Ich hatte es in der Nachwendezeit von allen Familienmitgliedern am einfachsten, weil ich am jüngsten war. Für mich eröffneten sich zuvor ungeahnte Möglichkeiten. Mit vierzehn Jahren durfte ich auf Sprachreise nach England fahren. Ich erhielt alle Entwicklungsmöglichkeiten, ging zum Biologiestudium nach Süddeutschland. Hier traf ich zum ersten Mal auf Kommilitonen, die in einem für mich veralteten System großgeworden waren. Mitstudentinnen sagten Dinge wie: "Ich studiere nicht, um später zu arbeiten. Warum sollte ich arbeiten wollen? Ich habe doch einen Mann! Ich studiere nur, damit die Familie weiß, dass ich ein Diplom habe". Anfangs fiel es mir schwer zu glauben, dass solche Aussagen ernstgemeint waren. Aber dann traf ich immer mehr Kolleginnen, die offen zugaben, an der Uni eigentlich nur einen vielversprechenden Mann kennenlernen zu wollen, um dann anschließend mit den Kindern zuhause zu bleiben. Kinderbetreuung war Mangelware, da es selbstverständlich war, dass Frauen daheimbleiben würden. Für mich, die ich aus einem Umfeld kompletter Gleichberechtigung der Geschlechter kam, war das der ultimative Kulturschock. Ich konnte kaum glauben, dass dies im modernen Deutschland möglich sein sollte. 

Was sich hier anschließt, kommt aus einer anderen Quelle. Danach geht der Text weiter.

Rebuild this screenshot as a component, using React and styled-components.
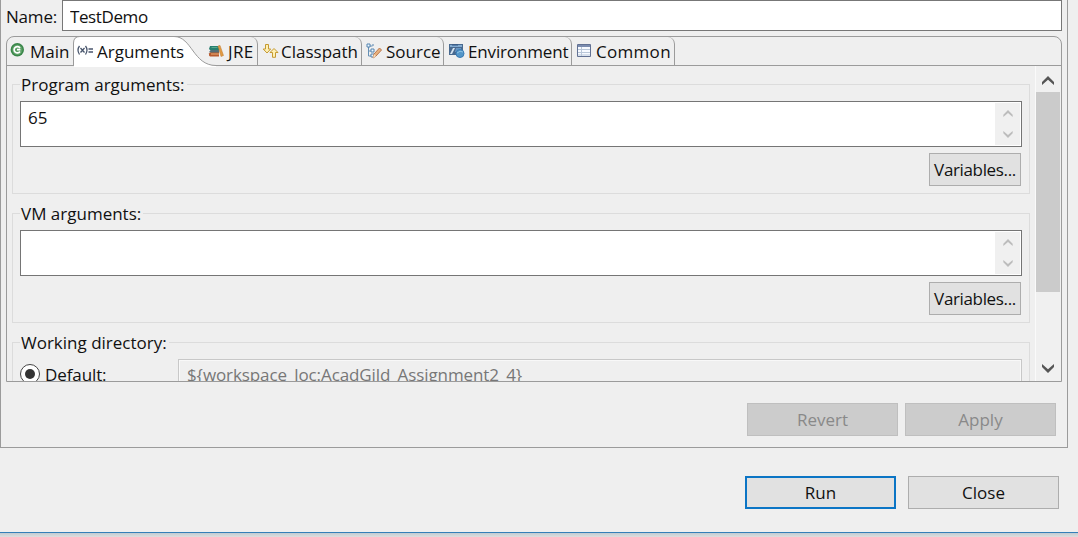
import React from "react";
import styled, { createGlobalStyle, css } from "styled-components";

const Global = createGlobalStyle`
  * { box-sizing: border-box; }
  html, body { margin: 0; background: #efefef; overflow: hidden; }
  body, button, input, textarea { font: 17px/24px "Open Sans", "Noto Sans", sans-serif; color: #111; }
`;

const Dialog = styled.main`
  width: 1078px; height: 537px; display: flex; flex-direction: column;
  background: #efefef; white-space: nowrap;
`;
const Editor = styled.section`
  width: 1068px; height: 448px; flex: none; padding: 0 5px;
  border: solid #9b9b9b; border-width: 0 1px 1px;
`;
const NameRow = styled.label`
  display: flex; height: 31px; margin-bottom: 5px;
`;
const NameLabel = styled.span`
  width: 56px; padding-top: 5px; letter-spacing: -.2px;
`;
const NameInput = styled.input`
  flex: 1; min-width: 0; height: 31px; padding: 2px 0 0 7px; border: 1px solid #777;
  background: #fff; outline: 0; border-radius: 0; letter-spacing: -.4px;
`;
const Folder = styled.div`
  height: 346px; border: 1px solid #9b9b9b; border-radius: 8px 8px 0 0;
  display: flex; flex-direction: column; overflow: hidden;
`;
const TabBar = styled.div`
  height: 29px; flex: none; display: flex; border-bottom: 1px solid #9b9b9b;
`;
const Tab = styled.div`
  position: relative; width: ${p => p.$width}px; height: 29px; display: flex; flex: none;
  padding-left: ${p => p.$inset}px;
  ${p => !p.$active && css`height: 28px; border-right: 1px solid #9b9b9b; border-top-right-radius: 7px;`}
  ${p => p.$plain && css`border-right: 0;`}
`;
const ActiveShape = styled.svg`
  position: absolute; left: -1px; top: -1px; pointer-events: none;
`;
const TabIcon = styled.svg`
  position: relative; flex: none; width: 18px; height: 18px; margin-top: 5px;
`;
const TabText = styled.span`
  position: relative; margin-left: ${p => p.$gap}px; padding-top: 3px; letter-spacing: ${p => p.$spacing || 0}px;
`;
const Viewport = styled.div`
  flex: 1; min-height: 0; display: flex; overflow: hidden;
`;
const Groups = styled.div`
  width: 1028px; padding: 6px 5px 0 5px; overflow: hidden;
`;
const Group = styled.fieldset`
  height: 122px; margin: 0 0 7px; padding: 0 7px 7px; min-width: 0; border: 1px solid #dcdcdc;
`;
const Legend = styled.legend`
  height: 24px; padding: 1px 2px 0 1px;
`;
const EntryBox = styled.div`
  height: 46px; margin-top: 5px; margin-bottom: 6px; padding: 1px; display: flex;
  border: 1px solid #757575; background: #fff;
`;
const Entry = styled.div`
  flex: 1; padding: 3px 0 0 6px;
`;
const Spinner = styled.div`
  width: 25px; background: #f0f0f0; display: flex; flex-direction: column;
  align-items: center; justify-content: space-between; padding: 7px 0;
`;
const Actions = styled.div`
  display: flex; justify-content: flex-end; gap: ${p => p.$gap || 0}px;
  padding: ${p => p.$padding || "0"};
`;
const Button = styled.button`
  width: ${p => p.$width || 151}px; height: 33px; padding: 1px 0 0; border: 1px solid #adadad;
  border-radius: 0; background: #e1e1e1; letter-spacing: ${p => p.$spacing || 0}px;
  ${p => p.$primary && css`border: 2px solid #0b75c5;`}
  &:disabled { color: #898989; background: #ccc; border-color: #bfbfbf; }
`;
const DefaultRow = styled.div`
  display: flex; height: 34px; margin-top: 5px;
`;
const Radio = styled.div`
  width: 20px; height: 20px; margin-top: 5px; border: 1.5px solid #444; border-radius: 50%;
  display: grid; place-items: center; background: #fff; flex: none;
  &::after { content: ""; width: 10px; height: 10px; border-radius: 50%; background: #333; }
`;
const RadioText = styled.span`
  width: 138px; padding: 4px 0 0 5px; letter-spacing: -.1px;
`;
const Directory = styled.div`
  flex: 1; padding: 3px 0 0 8px; border: 1px solid #c8c8c8; color: #777;
  box-shadow: inset 0 0 0 1px #f8f8f8; letter-spacing: -.1px;
`;
const Scrollbar = styled.div`
  width: 26px; display: flex; flex-direction: column; border-left: 1px solid #fafafa;
  padding-right: 1px; background: #f0f0f0;
`;
const ScrollButton = styled.div`
  height: 26px; display: grid; place-items: center; padding-top: ${p => p.$end ? 1 : 3}px;
`;
const Thumb = styled.div`
  height: 200px; width: 24px; margin-bottom: auto; background: #cbcbcb;
`;
const Footer = styled.footer`
  height: 85px; display: flex; flex-direction: column; border-bottom: 1px solid #347fb8;
`;
const Shadow = styled.div`
  flex: 1; background: linear-gradient(#c2cbd2, #dedede);
`;

function Chevron({ down, large }) {
  return <svg width={large ? 12 : 10} height={large ? 9 : 7} viewBox="0 0 12 9">
    <path d={down ? "M0 0L6 5.2L12 0V3L6 9L0 3Z" : "M0 9L6 3.8L12 9V6L6 0L0 6Z"} fill={large ? "#555" : "#bcbcbc"} />
  </svg>;
}

const icons = {
  main: <><circle cx="9.3" cy="7.7" r="6.7" fill="#398649" /><circle cx="9.3" cy="7.7" r="5.2" fill="#5b9f65" /><path d="M12 6A3.2 3.2 0 1 0 12 9.5M9 7.7h3.4" fill="none" stroke="#fff" strokeWidth="1.7" /></>,
  args: <g fill="none" stroke="#49566d" strokeWidth="1.3"><path d="M3.5 4Q.5 8 3.5 12.5M9.5 4q3 4 0 8.5M4.5 6l4 4.5M8.5 6l-4 4.5M12.5 7h4.5M12.5 10h4.5" /></g>,
  jre: <><path d="M3 4h8l1 2v3H4L2 7Z" fill="#267f70" /><path d="M4 5h6l1 1H5Z" fill="#57a98b" /><path d="M4 8h8v3H4L2 10Z" fill="#536f77" /><path d="M3 10.5h9v4H3l-1-1v-2Z" fill="#b85b2f" /><path d="M4 12h8" stroke="#e7ae77" /><path d="M11 4l2-.6L16.5 13.5l-2.5 1Z" fill="#e19a42" stroke="#bc792e" strokeWidth=".5" /></>,
  path: <g fill="#fff1b5" stroke="#c59a32" strokeWidth="1"><path d="M4.5 2.5h3v4.5h2.2L6 11 2.2 7h2.3Z" /><path d="M13 6.5l4 4h-2.5v4.8h-3v-4.8H9Z" /></g>,
  source: <><path d="M3.5 3v11h3M3.5 9h3M3.5 4h4" fill="none" stroke="#658fb4" /><g fill="#eef8ff" stroke="#5584b0"><path d="M2 2h3v3H2ZM6 7h3v3H6ZM6 12h3v3H6ZM7 3h2" /></g><path d="M8 16l1-4 5.5-6 2 2-5.5 6Z" fill="#e9b27d" stroke="#b8764e" /><path d="M8 16l1-4 2 2Z" fill="#f9dfbd" /></>,
  environment: <><path d="M2 2h14v11H2Z" fill="#48698f" /><path d="M3 3h12v2H3Z" fill="#83abd1" /><path d="M5 3h6" stroke="#315581" /><path d="M3 12l3-6h2l-3 6Z" fill="#d6e4f0" /><path d="M9 6h5v4H8Z" fill="#6795c3" /><circle cx="13" cy="11.5" r="4" fill="#5496c8" stroke="#397ab3" /><path d="M10 11q3-3 6-1" fill="none" stroke="#8fc3e3" /></>,
  common: <><path d="M2.5 2.5h13v12h-13Z" fill="#f7faff" stroke="#627193" /><path d="M3 3h12v2H3Z" fill="#7b8caf" /><path d="M3 7.5h12M3 10.5h12M3 13h12M6.5 5v9" stroke="#b9c7d9" fill="none" /></>
};

const tabs = [
  { name: "Main", icon: "main", width: 67, inset: 1, gap: 4, plain: true },
  { name: "Arguments", icon: "args", width: 126, inset: 2, gap: 3, active: true },
  { name: "JRE", icon: "jre", width: 58, inset: 7, gap: 3, spacing: .4 },
  { name: "Classpath", icon: "path", width: 104, inset: 3, gap: 2 },
  { name: "Source", icon: "source", width: 82, inset: 3, gap: 3 },
  { name: "Environment", icon: "environment", width: 128, inset: 3, gap: 3, spacing: -.15 },
  { name: "Common", icon: "common", width: 103, inset: 3, gap: 3, spacing: .3 }
];

function LaunchTab({ tab }) {
  return <Tab $width={tab.width} $inset={tab.inset} $active={tab.active} $plain={tab.plain}>
    {tab.active && <ActiveShape width="148" height="31" viewBox="0 0 148 31">
      <path d="M1 31V7Q1 1 7 .5H101C119 .5 120 29.5 143 29.5V31Z" fill="#fff" />
      <path d="M.5 30V7Q.5 .5 7 .5H101C119 .5 120 29.5 143 29.5" fill="none" stroke="#9b9b9b" />
    </ActiveShape>}
    <TabIcon viewBox="0 0 18 18">{icons[tab.icon]}</TabIcon>
    <TabText $gap={tab.gap} $spacing={tab.spacing}>{tab.name}</TabText>
  </Tab>;
}

function ArgumentGroup({ title, value }) {
  return <Group>
    <Legend>{title}</Legend>
    <EntryBox><Entry>{value}</Entry><Spinner><Chevron /><Chevron down /></Spinner></EntryBox>
    <Actions $padding="0 1px 0 0"><Button $width={92} $spacing={-.35}>Variables...</Button></Actions>
  </Group>;
}

export default function App() {
  return <><Global /><Dialog>
    <Editor>
      <NameRow><NameLabel>Name:</NameLabel><NameInput defaultValue="TestDemo" /></NameRow>
      <Folder>
        <TabBar>{tabs.map(tab => <LaunchTab key={tab.name} tab={tab} />)}</TabBar>
        <Viewport>
          <Groups>
            <ArgumentGroup title="Program arguments:" value="65" />
            <ArgumentGroup title="VM arguments:" />
            <Group><Legend>Working directory:</Legend><DefaultRow>
              <Radio /><RadioText>Default:</RadioText><Directory>{"${workspace_loc:AcadGild_Assignment2_4}"}</Directory>
            </DefaultRow></Group>
          </Groups>
          <Scrollbar><ScrollButton><Chevron large /></ScrollButton><Thumb /><ScrollButton $end><Chevron large down /></ScrollButton></Scrollbar>
        </Viewport>
      </Folder>
      <Actions $gap={7} $padding="21px 6px 0 0"><Button disabled>Revert</Button><Button disabled>Apply</Button></Actions>
    </Editor>
    <Footer><Actions $gap={12} $padding="28px 19px 0 0"><Button $primary>Run</Button><Button>Close</Button></Actions></Footer>
    <Shadow />
  </Dialog></>;
}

Während ich von meiner Familie die Möglichkeit bekam, mich frei zu entfalten und dank der Reisefreiheit auch in Schweden und Frankreich zu arbeiten, waren die Verhältnisse "daheim" immer noch schwierig. Nach der "Wende" waren viele Betriebe und Institute in Ostdeutschland geschlossen worden. In den verbliebenen Einrichtungen wurden die kompletten Chefetagen mit Westdeutschen besetzt, oftmals mit Leuten, die im Westteil des Landes keine Karriere zustande gebracht hatten. Im Osten sollten sie nun allen zeigen, wie man es richtig macht. Der Begriff des "Besserwessi" begann sich durchzusetzen. Auch mein Chef in Heidelberg erklärte mir, dass "man den Ossis erstmal beibringen müsse zu arbeiten". Diese Art des Vorurteils hat sich lange gehalten, und auch heute noch sind Ostdeutsche in den Chefetagen Deutschlands unterrepräsentiert. Meine Hoffnung ist, dass sich das in den kommenden 20 Jahren endlich ändern wird. Auch weil die nächsten Generationen die DDR dann nur noch aus Geschichtsbüchern und ihrer eigenen Familienhistorie kennen werden.